Wolfgang’s Vault posted the entire show on their site and it remains one of the nicest surprises in their Bob Dylan collection. The sound is very clear. The only imperfections really worth noting are the mix in “Knockin’ On Heaven’s Door,” where Levon Helm’s vocals are louder than Dylan’s, and Danko is barely audible in the first verse of “This Wheel’s On Fire.”
The setlist is virtually identical to New York two weeks before. But the performance is much tighter. The Band in particular are locked into the arrangements and deliver a sizzling set. “Most Likely You Go Your Way” starts the show and Dylan sounds excited in greeting the audience when he says that it’s great to be “back in San Francisco at last!”
There is a small change in sequence in Dylan’s acoustic set in the middle where he swaps “Just Like A Woman” with “Don’t Think Twice.” And the final encore isn’t a reprise of “Most Likely You Go Your Way” but a heavy, electric version of “Blowin’ In The Wind.”
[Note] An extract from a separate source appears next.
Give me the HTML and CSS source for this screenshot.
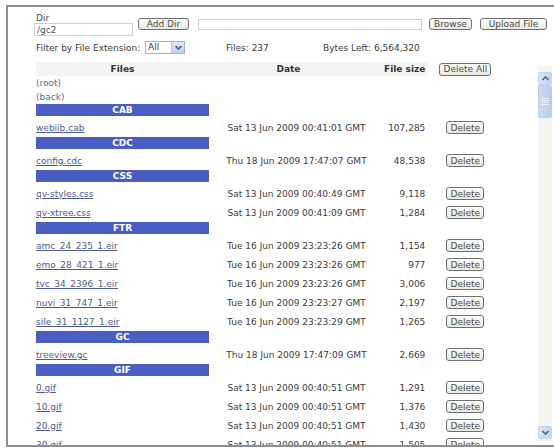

Mid Valley package New York & Oakland 1974in a fatboy jewel case with the TMoQ cover on the front and rear. The discs themselves have no mention of the contents, and the only point of reference is the insert with band, title, and setlist. Again, Mid Valley have gone the extra mile to produce a putrid, pathetic looking title (something Empress Valley have honed into an art-form). Even at the price offered it’s not really appropriate. However, the music all does sound really good and is worth having.